Pas étonnant que les critiques fusent de partout contre les responsables de la police au sein du gouvernement et le gouverneur de cette ville-province destinée à servir de miroir de la RDC.
Des projets importants comme le réaménagement du grand marché (Zando) sont jusque-là à l’abandon au grand dam des kinois qui s’interrogent sur la date de leur livraison.
«Rien ne va dans cette ville. Nous ne savons pas ce que fait Ngobila, nous avons l’impression que c’est un figurant à l’hôtel de ville, car aucun de ses projets n’a réussi. Il nous a vendu du vent depuis son arrivée à la tête de la ville. Nous vivons dans les ordures, quand il pleut la capitale est méconnaissable, pas d’endroits où mettre le pied», vitupère un membre de la société civile habitant la commune de Ngaliema.
Le gouverneur de la ville de Kinshasa, mis ainsi sous une forte pression des oppositions locales et nationales qui le somment de réagir, fait porter la responsabilté de ces échecs sur ses bourgmestres qu’il accuse de n’avoir pas de plan de développement, chacun dans sa municipalité, alors qu’ils reçoivent une rétrocession du gouvernement provincial.
La plupart des bourgmestres rétorquent que les moyens qu’ils recoivent ne sont que purement symboliques et ne peuvent pas leur permettre de s’acquitter convenablement de leurs tâches.

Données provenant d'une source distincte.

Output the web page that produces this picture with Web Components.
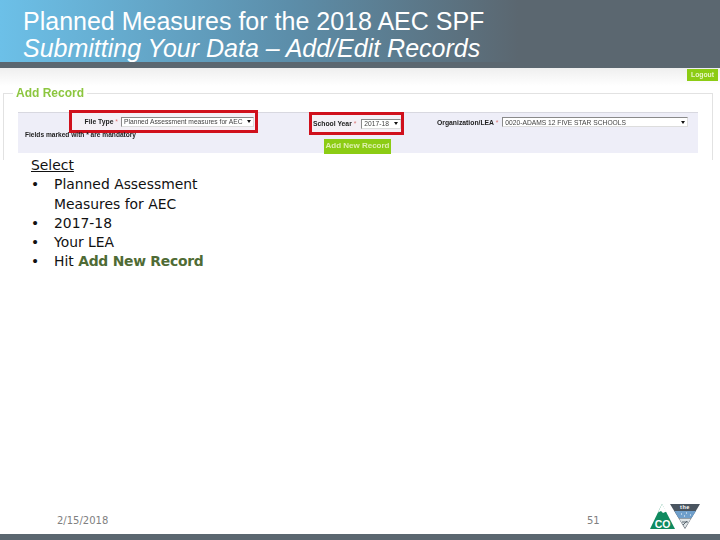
<!DOCTYPE html>
<html>
<head>
<meta charset="utf-8">
<title>Planned Measures</title>
<style>
  html, body { margin: 0; padding: 0; background: #fff; }
  step-list b { color: #4f6b35; letter-spacing: -0.25px; }
</style>
</head>
<body>
<slide-page>
  <slide-header slot="header">
    <span>Planned Measures for the 2018 AEC SPF</span>
    <em slot="sub">Submitting Your Data – Add/Edit Records</em>
  </slide-header>
  <add-record slot="form"></add-record>
  <step-list slot="steps">
    <span slot="head">Select</span>
    <li>Planned Assessment<br>Measures for AEC</li>
    <li>2017-18</li>
    <li>Your LEA</li>
    <li>Hit <b>Add New Record</b></li>
  </step-list>
  <slide-footer slot="footer" date="2/15/2018" page="51"></slide-footer>
</slide-page>

<script>
class SlidePage extends HTMLElement {
  constructor() {
    super();
    this.attachShadow({ mode: "open" });
    this.shadowRoot.innerHTML = `
    <style>
      :host { display: flex; flex-direction: column; width: 720px; height: 540px; overflow: hidden; background: #fff; }
      .grow { flex: 1; }
    </style>
    <slot name="header"></slot>
    <slot name="form"></slot>
    <slot name="steps"></slot>
    <div class="grow"></div>
    <slot name="footer"></slot>
    `;
  }
}

class SlideHeader extends HTMLElement {
  constructor() {
    super();
    this.attachShadow({ mode: "open" });
    this.shadowRoot.innerHTML = `
    <style>
      :host {
        display: block;
        height: 68px;
        box-sizing: border-box;
        padding: 8px 0 0 23px;
        color: #fff;
        font: 25px/27px "Liberation Sans", Arial, sans-serif;
        background:
          linear-gradient(#5b6770, #5b6770) left bottom / 100% 6px no-repeat,
          linear-gradient(90deg, #6cc0e8 0%, #5c8eaa 40%, #5b6770 72%, #5b6770 100%);
      }
      div { white-space: nowrap; }
    </style>
    <div><slot></slot></div>
    <div><slot name="sub"></slot></div>
    `;
  }
}

class SelectBox extends HTMLElement {
  constructor() {
    super();
    this.attachShadow({ mode: "open" });
    this.shadowRoot.innerHTML = `
    <style>
      :host {
        display: flex;
        align-items: center;
        justify-content: space-between;
        box-sizing: border-box;
        height: 10px;
        padding: 0 2px 0 2px;
        background: #fff;
        border: 1px solid #8a8a8a;
        border-right-color: #ddd;
        border-bottom-color: #ddd;
        font: 6.7px "Liberation Sans", Arial, sans-serif;
        color: #444;
        white-space: nowrap;
      }
      i { width: 0; height: 0; border: 2.5px solid transparent; border-top: 3px solid #111; border-bottom: 0; }
    </style>
    <slot></slot><i></i>
    `;
  }
}

class AddRecord extends HTMLElement {
  constructor() {
    super();
    this.attachShadow({ mode: "open" });
    this.shadowRoot.innerHTML = `
    <style>
      :host {
        display: block;
        height: 90px;
        box-sizing: border-box;
        padding: 1px 2px 0 0;
        background: linear-gradient(#efefef 0, #fff 18px);
        font-family: "Liberation Sans", Arial, sans-serif;
        filter: blur(0.35px);
      }
      .top { display: flex; justify-content: flex-end; height: 24px; }
      .logout {
        width: 31px; height: 12px;
        background: #8ccc14; color: #e8f5c8;
        font-size: 6.8px; font-weight: bold; line-height: 11px; text-align: center;
      }
      .frame {
        height: 67px;
        box-sizing: border-box;
        margin: 0 5px 0 3px;
        border: 1px solid #e2e2e2;
        border-bottom: 0;
        padding: 18px 14px 0 14px;
        position: relative;
      }
      .legend {
        position: absolute; left: 9px; top: -7px;
        padding: 0 3px;
        background: #fff;
        color: #8cc63f;
        font-size: 12px; font-weight: bold; line-height: 13px;
      }
      .panel {
        height: 41px;
        box-sizing: border-box;
        background: #eeeef8;
        border-top: 1px solid #d8d8e0;
      }
      .fields { display: flex; align-items: flex-start; height: 22px; padding-left: 51px; }
      .hl {
        display: flex; align-items: center;
        height: 23px; box-sizing: border-box;
        border: 3px solid #d0101c;
        background: #f4f0f6;
      }
      .file { width: 189px; margin-top: -3px; justify-content: flex-end; padding-right: 1px; }
      .file select-box { width: 133px; margin-left: 3px; }
      .year { width: 95px; margin-left: 51px; margin-top: -1px; padding-left: 1px; }
      .year select-box { width: 41px; margin-left: 5px; }
      .org { display: flex; align-items: center; height: 10px; margin: 4px 0 0 33px; }
      .org select-box { width: 186px; margin-left: 4px; }
      label { font-size: 6.8px; font-weight: bold; color: #222; white-space: nowrap; }
      label s { color: #d77; text-decoration: none; font-weight: normal; }
      .row2 { display: flex; margin-top: -4px; padding-left: 7px; }
      .note { font-size: 6.6px; font-weight: bold; color: #222; line-height: 8px; width: 299px; white-space: nowrap; }
      .add {
        width: 67px; height: 15px; margin-top: 8px;
        background: #8ccc14; color: #dff0b0;
        font-size: 8px; font-weight: bold; line-height: 14px; text-align: center; white-space: nowrap;
      }
    </style>
    <div class="top"><div class="logout">Logout</div></div>
    <div class="frame">
      <div class="legend">Add Record</div>
      <div class="panel">
        <div class="fields">
          <div class="hl file"><label>File Type <s>*</s></label><select-box>Planned Assessment measures for AEC</select-box></div>
          <div class="hl year"><label>School Year <s>*</s></label><select-box>2017-18</select-box></div>
          <div class="org"><label>Organization/LEA <s>*</s></label><select-box>0020-ADAMS 12 FIVE STAR SCHOOLS</select-box></div>
        </div>
        <div class="row2">
          <div class="note">Fields marked with * are mandatory</div>
          <div class="add">Add New Record</div>
        </div>
      </div>
    </div>
    `;
  }
}

class StepList extends HTMLElement {
  constructor() {
    super();
    this.attachShadow({ mode: "open" });
    this.shadowRoot.innerHTML = `
    <style>
      :host {
        display: block;
        margin-top: -2px;
        padding-left: 31px;
        position: relative;
        color: #111;
        font: 13.9px/19.3px "DejaVu Sans", Verdana, sans-serif;
      }
      .head { text-decoration: underline; }
      ::slotted(li) { display: list-item; list-style: none; position: relative; padding-left: 23px; }
      ::slotted(li)::before { content: "•"; position: absolute; left: 0; }
    </style>
    <div class="head"><slot name="head"></slot></div>
    <slot></slot>
    `;
  }
}

class CoLogo extends HTMLElement {
  constructor() {
    super();
    this.attachShadow({ mode: "open" });
    this.shadowRoot.innerHTML = `
    <style>
      :host { display: block; width: 50px; height: 27px; }
      svg { display: block; }
      text { font-family: "Liberation Sans", Arial, sans-serif; font-weight: bold; }
    </style>
    <svg width="50" height="27" viewBox="0 0 50 27">
      <path d="M20 1 L50 1 L35 26 Z" fill="#4a5560"/>
      <path d="M24.5 8 L46 8 L41.5 15 L28.5 15 Z" fill="#6f9fcb"/>
      <path d="M29 15.5 L41 15.5 L35 25 Z" fill="#dfe5e8"/>
      <path d="M32 19 L38 19 M33 22 L37 18" stroke="#5b6770" stroke-width="1" fill="none"/>
      <path d="M31 11 h1 M36 10 h1 M40 12 h1 M34 13 h1" stroke="#fff" stroke-width="1"/>
      <text x="35" y="6.4" font-size="5.5" fill="#fff" text-anchor="middle" letter-spacing="0.6">the</text>
      <path d="M0 26 L12 1 L25 26 Z" fill="#0f8a5f"/>
      <path d="M12 1 L8 9.5 L11 8 L13 10 L16.500 8.500 Z" fill="#fff"/>
      <text x="12.500" y="24.500" font-size="10.500" fill="#fff" text-anchor="middle">CO</text>
    </svg>
    `;
  }
}

class SlideFooter extends HTMLElement {
  constructor() {
    super();
    this.attachShadow({ mode: "open" });
  }

  connectedCallback() {
    this.render();
  }

  render() {
    const date = this.getAttribute("date") || "";
    const page = this.getAttribute("page") || "";
    this.shadowRoot.innerHTML = `
    <style>
      :host { display: block; font: 10px/14px "DejaVu Sans", Verdana, sans-serif; color: #808080; }
      .row { display: flex; align-items: flex-end; height: 30px; padding: 0 20px 4px 57px; box-sizing: border-box; }
      .date { width: 530px; padding-bottom: 2px; }
      .page { width: 63px; padding-bottom: 2px; }
      .bar { height: 6px; background: #5b6770; }
    </style>
    <div class="row">
      <span class="date">${date}</span>
      <span class="page">${page}</span>
      <co-logo></co-logo>
    </div>
    <div class="bar"></div>
    `;
  }
}

customElements.define("slide-page", SlidePage);
customElements.define("slide-header", SlideHeader);
customElements.define("select-box", SelectBox);
customElements.define("add-record", AddRecord);
customElements.define("step-list", StepList);
customElements.define("co-logo", CoLogo);
customElements.define("slide-footer", SlideFooter);
</script>
</body>
</html>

Par ailleurs, la corruptibilité extrême des services de police a installé dans la mégapole kinoise une culture négative qui consacre une sorte de loi de la jungle et une impunité généralisée. Conséquence : la colère est lisible dans la capitale où la population qui est obligée de payer chaque fois l’impôt, est contrainte de vivre dans des conditions d’insalubrité inacceptables.